## SUPPLIED DATA
______
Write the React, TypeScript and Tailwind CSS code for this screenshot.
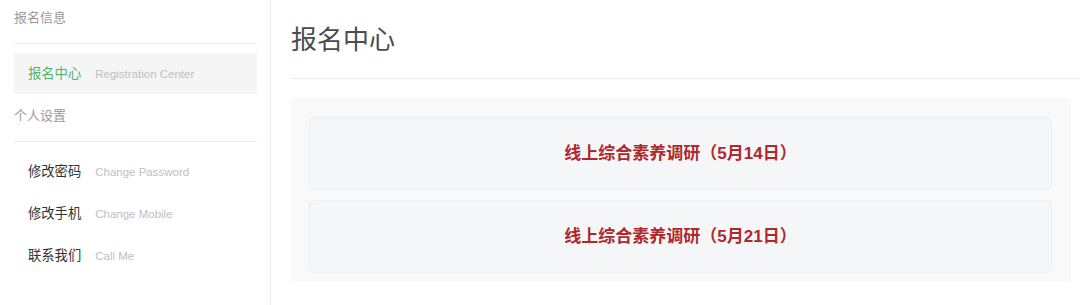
const NavItem = ({
    label,
    sub,
    active = false,
}: {
    label: string
    sub: string
    active?: boolean
}) => (
    <div
        className={`flex h-[41px] items-center pl-[14px] ${active ? 'bg-[#f5f5f5]' : ''}`}
    >
        <span
            className={`text-[13.3px] leading-[18px] ${active ? 'text-[#4fb56a]' : 'text-[#333333]'}`}
        >
            {label}
        </span>
        <span className="ml-[14px] text-[11.5px] leading-[18px] text-[#c0c0c0]">
            {sub}
        </span>
    </div>
)

const surveys = ['线上综合素养调研（5月14日）', '线上综合素养调研（5月21日）']

export default function App() {
    return (
        <div className="flex h-[305px] w-[1080px] bg-white font-['Liberation_Sans','Noto_Sans_CJK_SC',sans-serif]">
            <aside className="w-[271px] shrink-0 border-r border-[#efefef] pl-[14px] pr-[13px]">
                <div className="h-[44px] border-b border-[#ebebeb] pt-[9px] text-[13px] leading-[18px] text-[#9a9a9a]">
                    报名信息
                </div>
                <div className="mt-[9px]">
                    <NavItem label="报名中心" sub="Registration Center" active />
                </div>
                <div className="h-[48px] border-b border-[#ebebeb] pt-[13px] text-[13px] leading-[18px] text-[#9a9a9a]">
                    个人设置
                </div>
                <div className="mt-[9px] flex flex-col gap-[1px]">
                    <NavItem label="修改密码" sub="Change Password" />
                    <NavItem label="修改手机" sub="Change Mobile" />
                    <NavItem label="联系我们" sub="Call Me" />
                </div>
            </aside>
            <main className="flex-1 pl-[20px]">
                <div className="h-[79px] border-b border-[#ececec] pt-[24px] text-[26px] leading-[32px] text-[#4a4b50]">
                    报名中心
                </div>
                <div className="mr-[9px] mt-[19px] flex flex-col gap-[10px] bg-[#f9f9f9] pb-[9px] pl-[18px] pr-[19px] pt-[19px]">
                    {surveys.map((title) => (
                        <div
                            key={title}
                            className="flex h-[73px] items-center justify-center rounded-[6px] border border-[#eeeff1] bg-[#f5f6f8]"
                        >
                            <span className="text-[17px] font-bold text-[#b0282c]">
                                {title}
                            </span>
                        </div>
                    ))}
                </div>
            </main>
        </div>
    )
}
______
## EXERCISE AIM
The listing above needs to be output again exactly. Don't include the pictures.

## TASK OUTPUT
Write the React, TypeScript and Tailwind CSS code for this screenshot.
const NavItem = ({
    label,
    sub,
    active = false,
}: {
    label: string
    sub: string
    active?: boolean
}) => (
    <div
        className={`flex h-[41px] items-center pl-[14px] ${active ? 'bg-[#f5f5f5]' : ''}`}
    >
        <span
            className={`text-[13.3px] leading-[18px] ${active ? 'text-[#4fb56a]' : 'text-[#333333]'}`}
        >
            {label}
        </span>
        <span className="ml-[14px] text-[11.5px] leading-[18px] text-[#c0c0c0]">
            {sub}
        </span>
    </div>
)

const surveys = ['线上综合素养调研（5月14日）', '线上综合素养调研（5月21日）']

export default function App() {
    return (
        <div className="flex h-[305px] w-[1080px] bg-white font-['Liberation_Sans','Noto_Sans_CJK_SC',sans-serif]">
            <aside className="w-[271px] shrink-0 border-r border-[#efefef] pl-[14px] pr-[13px]">
                <div className="h-[44px] border-b border-[#ebebeb] pt-[9px] text-[13px] leading-[18px] text-[#9a9a9a]">
                    报名信息
                </div>
                <div className="mt-[9px]">
                    <NavItem label="报名中心" sub="Registration Center" active />
                </div>
                <div className="h-[48px] border-b border-[#ebebeb] pt-[13px] text-[13px] leading-[18px] text-[#9a9a9a]">
                    个人设置
                </div>
                <div className="mt-[9px] flex flex-col gap-[1px]">
                    <NavItem label="修改密码" sub="Change Password" />
                    <NavItem label="修改手机" sub="Change Mobile" />
                    <NavItem label="联系我们" sub="Call Me" />
                </div>
            </aside>
            <main className="flex-1 pl-[20px]">
                <div className="h-[79px] border-b border-[#ececec] pt-[24px] text-[26px] leading-[32px] text-[#4a4b50]">
                    报名中心
                </div>
                <div className="mr-[9px] mt-[19px] flex flex-col gap-[10px] bg-[#f9f9f9] pb-[9px] pl-[18px] pr-[19px] pt-[19px]">
                    {surveys.map((title) => (
                        <div
                            key={title}
                            className="flex h-[73px] items-center justify-center rounded-[6px] border border-[#eeeff1] bg-[#f5f6f8]"
                        >
                            <span className="text-[17px] font-bold text-[#b0282c]">
                                {title}
                            </span>
                        </div>
                    ))}
                </div>
            </main>
        </div>
    )
}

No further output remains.